Community Corner

New Sign at Parting Ways Cemetery Celebrates a 'Dream Realized'

Today Parting Ways Cemetery dedicates a new sign explaining the importance of the site.

The graves on the "New Guinea Settelment" land at the corner of Plympton Street adn Bishops Highway remained unmarked and unnoticed for nearly 200 years, until 1975 when a group of Plymouth residents led by Marjorie E. Anderson and Plymouth's Bi-Centennial Advisory Committee on Black History and Culture began working on improving the small cemetery where several black men, slaves and Revolutionary War soldiers, are buried.

Four young men, Plato Turner, Prince Goodwin, Quamany Quash, and Cato Howe, African-Americans from Plymouth, served in the American Revolution. The first two were former slaves until they were amancipated before the Revolutionary Way.
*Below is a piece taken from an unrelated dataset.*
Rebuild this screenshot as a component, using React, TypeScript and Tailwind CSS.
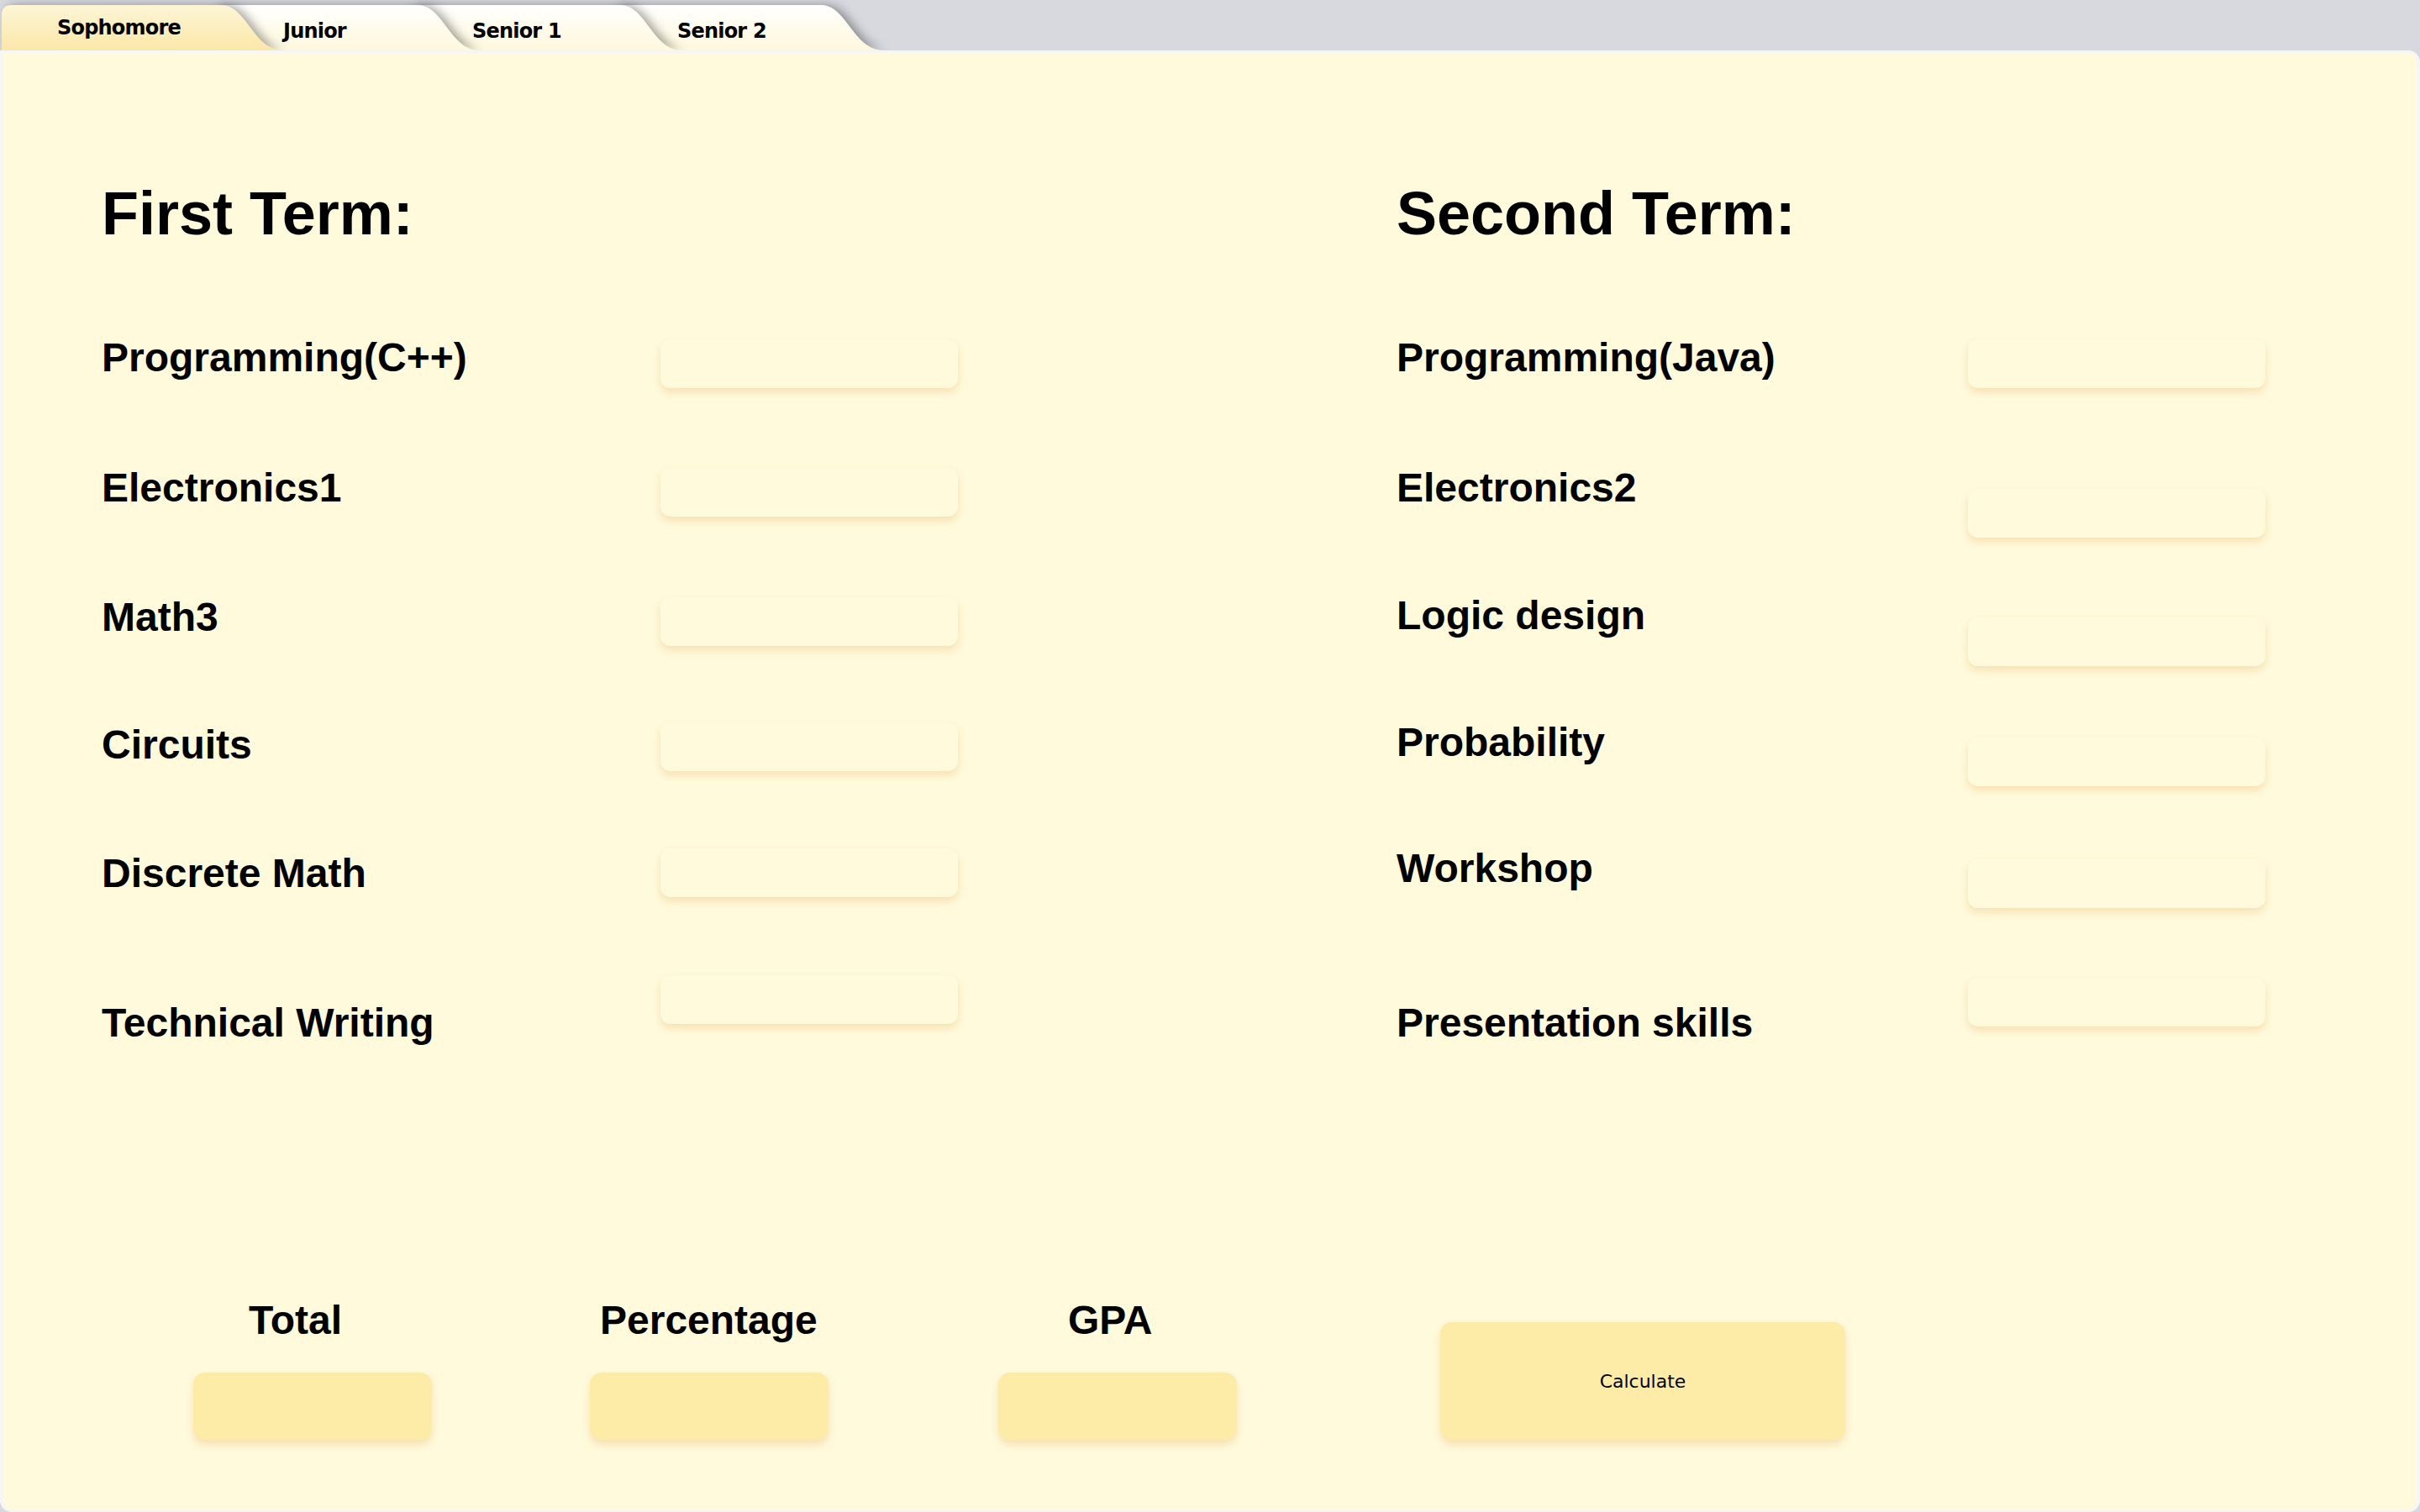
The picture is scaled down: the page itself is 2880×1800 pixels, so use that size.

Quash wasn't emanipated until after his military service and Howe was most likey a freeman who was never enslaved.

Following the war, the town of Plymouth granted these men acreage near the Kingston border, in an area known as Parting Ways. Howe, Turner, Goodwin and Quash - with their families - established a settlement there known as the New Guinea Settlement.

For the past 35 years, Parting Ways, The Museum of Afro-American Ethnohistory, has worked to improve and dignify the cemetery and ensure the cemetery receives the recognition they feel it deserves.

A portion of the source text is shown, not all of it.